One of the most critical issues for the vast majority of Americans is the rising cost of health care coverage in our country. Forty-seven million Americans have no health care coverage at all.
For those fortunate enough to receive coverage, many have inadequate, bare-bones policies that fail to cover them when they need it most. Others are dropped from their plans when they become problematic.
The main problem is the health insurance industry, which is composed of large corporations whose only concern is to maximize profits. They learned very early on that the less health care they provide, the more money they make. So they screen people and deny coverage to those with pre-existing conditions and illnesses. One third of every dollar spent on private health insurance goes to the administrative costs and profits of the industry.
As a field canvasser fighting for state-wide health care in Washington, I’ve heard personal horror stories about the costs of health care. One lady was forced to sell her house to pay for her open-heart surgery after her insurance company dropped her coverage plan. Another could not get coverage at all because the insurance provider considered her pregnancy to be a pre-existing condition.

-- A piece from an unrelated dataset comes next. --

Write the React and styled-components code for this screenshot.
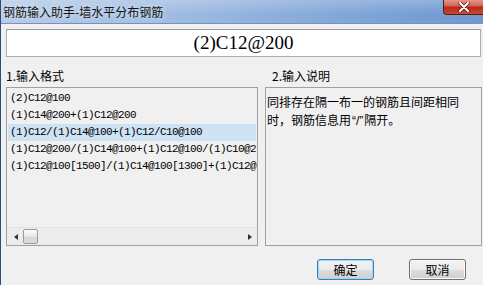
import React from 'react';
import styled, { createGlobalStyle } from 'styled-components';

const GlobalStyle = createGlobalStyle`
  html, body {
    margin: 0;
    padding: 0;
    background: #f0f0f0;
  }
  body {
    font-family: 'Noto Sans CJK SC', 'Liberation Sans', sans-serif;
    font-size: 12px;
    color: #000;
  }
`;

const cjk = `'Noto Sans CJK SC', 'Liberation Sans', sans-serif`;

const Window = styled.div`
  width: 483px;
  height: 285px;
  box-sizing: border-box;
  border-left: 1px solid #2c4d78;
  display: flex;
  flex-direction: column;
  background: #f0f0f0;
  overflow: hidden;
`;

const TitleBar = styled.div`
  height: 24px;
  flex: none;
  box-sizing: border-box;
  display: flex;
  justify-content: space-between;
  align-items: flex-start;
  border-bottom: 1px solid #7592bb;
  background:
    linear-gradient(to bottom, rgba(255, 255, 255, 0.22), rgba(255, 255, 255, 0) 60%),
    linear-gradient(to right, #b6cbe7 0%, #a0bce2 35%, #82a7d8 70%, #6d98d1 100%);
`;

const Title = styled.span`
  font-family: ${cjk};
  font-size: 12px;
  line-height: 23px;
  padding-left: 2px;
  color: #111;
  text-shadow: 0 0 6px rgba(255, 255, 255, 0.9);
`;

const CloseButton = styled.div`
  width: 40px;
  height: 16px;
  margin-top: -1px;
  box-sizing: border-box;
  border: 1px solid #5a1a14;
  border-top: none;
  border-right: none;
  border-radius: 0 0 0 4px;
  background: linear-gradient(to bottom, #e5a090 0%, #d0655a 45%, #b8281a 55%, #c84a30 100%);
  display: flex;
  align-items: center;
  justify-content: center;
`;

const Client = styled.div`
  flex: 1;
  display: flex;
  flex-direction: column;
  padding: 5px 2px 0 5px;
`;

const Entry = styled.div`
  height: 28px;
  box-sizing: border-box;
  border: 1px solid #abadb3;
  border-top-color: #9a9ca3;
  background: #fff;
  display: flex;
  align-items: center;
  justify-content: center;
  font-family: 'Liberation Serif', serif;
  font-size: 19px;
  color: #000;
`;

const Panels = styled.div`
  display: grid;
  grid-template-columns: 252px 217px;
  grid-template-rows: 30px 159px;
  column-gap: 7px;
`;

const Label = styled.div`
  display: flex;
  align-items: flex-end;
  padding-bottom: 4px;
  padding-left: ${p => p.$indent || 0}px;
  font-family: ${cjk};
  font-size: 12px;
  line-height: 14px;
`;

const Box = styled.div`
  box-sizing: border-box;
  border: 1px solid #a0a0a0;
  background: #f0f0f0;
  display: flex;
  flex-direction: column;
  overflow: hidden;
`;

const ItemList = styled.div`
  flex: 1;
  padding: 2px 1px 0;
  overflow: hidden;
`;

const Item = styled.div`
  height: 17px;
  line-height: 17px;
  padding-left: 2px;
  white-space: nowrap;
  font-family: 'Liberation Mono', monospace;
  font-size: 11px;
  letter-spacing: -0.6px;
  color: #000;
  background: ${p => (p.$selected ? '#cde2f3' : 'transparent')};
`;

const HScroll = styled.div`
  height: 17px;
  flex: none;
  border-top: 1px solid #e2e2e2;
  background: #ececec;
  display: flex;
  align-items: center;
  padding: 0 5px 0 7px;
  gap: 5px;
`;

const Arrow = styled.div`
  width: 0;
  height: 0;
  border-top: 3px solid transparent;
  border-bottom: 3px solid transparent;
  ${p => (p.$dir === 'left' ? 'border-right: 4px solid #333;' : 'border-left: 4px solid #333;')}
`;

const Thumb = styled.div`
  width: 15px;
  height: 15px;
  box-sizing: border-box;
  border: 1px solid #9a9a9a;
  border-radius: 2px;
  background: linear-gradient(to bottom, #fbfbfb 0%, #e8e8e8 50%, #d6d6d6 51%, #dcdcdc 100%);
`;

const Spacer = styled.div`
  flex: 1;
`;

const Note = styled.div`
  padding: 5px 4px 0 1px;
  font-family: ${cjk};
  font-size: 12px;
  line-height: 18px;
  color: #000;
`;

const NoteLine = styled.div`
  white-space: nowrap;
`;

const Quote = styled.span`
  margin: 0 1px;
  font-family: 'Liberation Sans', sans-serif;
  font-size: 12px;
`;

const ButtonRow = styled.div`
  display: flex;
  justify-content: flex-end;
  gap: 35px;
  margin-top: 13px;
  padding-right: 15px;
`;

const Button = styled.button`
  width: 57px;
  height: 21px;
  box-sizing: border-box;
  padding: 0;
  border-radius: 3px;
  font-family: ${cjk};
  font-size: 12px;
  color: #000;
  border: 1px solid ${p => (p.$default ? '#3c7fb1' : '#707070')};
  box-shadow: inset 0 0 0 1px ${p => (p.$default ? '#9ed6f6' : '#fcfcfc')};
  background: linear-gradient(to bottom, #f2f2f2 0%, #ebebeb 50%, #dddddd 51%, #cfcfcf 100%);
`;

// visible part of each format line (the list is scrolled to the left)
const rows = [
  '(2)C12@100',
  '(1)C14@200+(1)C12@200',
  '(1)C12/(1)C14@100+(1)C12/C10@100',
  '(1)C12@200/(1)C14@100+(1)C12@100/(1)C10@2',
  '(1)C12@100[1500]/(1)C14@100[1300]+(1)C12@',
];

export default function App() {
  return (
    <>
      <GlobalStyle />
      <Window>
        <TitleBar>
          <Title>钢筋输入助手-墙水平分布钢筋</Title>
          <CloseButton>
            <svg width="12" height="10" viewBox="0 0 12 10">
              <path d="M2 1 L10 9 M10 1 L2 9" stroke="#5b1a12" strokeWidth="3.4" strokeLinecap="round" />
              <path d="M2 1 L10 9 M10 1 L2 9" stroke="#fff" strokeWidth="2" strokeLinecap="round" />
            </svg>
          </CloseButton>
        </TitleBar>
        <Client>
          <Entry>(2)C12@200</Entry>
          <Panels>
            <Label>1.输入格式</Label>
            <Label $indent={7}>2.输入说明</Label>
            <Box>
              <ItemList>
                {rows.map((r, i) => (
                  <Item key={i} $selected={i === 2}>{r}</Item>
                ))}
              </ItemList>
              <HScroll>
                <Arrow $dir="left" />
                <Thumb />
                <Spacer />
                <Arrow $dir="right" />
              </HScroll>
            </Box>
            <Box>
              <Note>
                <NoteLine>同排存在隔一布一的钢筋且间距相同</NoteLine>
                <NoteLine>
                  时，钢筋信息用<Quote>“/”</Quote>隔开。
                </NoteLine>
              </Note>
            </Box>
          </Panels>
          <ButtonRow>
            <Button $default>确定</Button>
            <Button>取消</Button>
          </ButtonRow>
        </Client>
      </Window>
    </>
  );
}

Many rely on their large employer to cover their health care costs. But what protection do they have when the employer moves abroad in search of higher profits? And what of the self-employed people and the small-business owners who get crushed by covering health care costs for their employees? Half of all bankruptcies in our country are caused by medical bills.
Each year in our great country, approximately 18,000 people die because they lack access to health care. That’s six times as many as were killed on 9/11. In the meantime, the health care and pharmaceutical industries spend billions each year lobbying the US government. How is it that we live in the wealthiest country in the world, yet nearly a third of our citizens have insubstantial health-care coverage?
The issue of health care was hardly mentioned at all in the 2004 Presidential debates. Fortunately, this year it is actually on the lips of our projected leaders. The Republicans speak of ‘tax deductions‘ and ‘free-market solutions‘ to solve the problems of American health care costs, while warning of the evils of ‘socialized medicine‘. And the Democratic front-runners all boast about ‘universal health care coverage‘.
But the fact is that there is only one candidate running with the proper solution to save America from its enormous medical costs and failures. He usually doesn’t receive questions about the issue during presidential debates, so in the most recent Democratic forum, Dennis Kucinich took the opportunity to ask himself a question:
That’s right; Dennis Kucinich is the ONLY candidate running with a single-payer, not-for-profit health-care plan. There is overwhelming public support for this system, yet the plans of all the other Democratic candidates still rely on the for-profit health insurance industry.
Did you notice the smug Hillary Clinton laughing it up? She happens to be the largest acceptor of donations from the private health care industry. Check here for an analysis of the health-care plans of the Democratic front-runners.
Speaking of health care, I highly recommend seeing the film Sicko. Usually Michael Moore makes me angry because he doesn’t present his case as well as it could be, and he has a polarizing tendency which hurts the credibility of his argument. But in taking on the health care issue, love him or hate him, you cannot really argue with much of the content. The health care situation in the United States is a growing crisis that needs to be fixed with real solutions.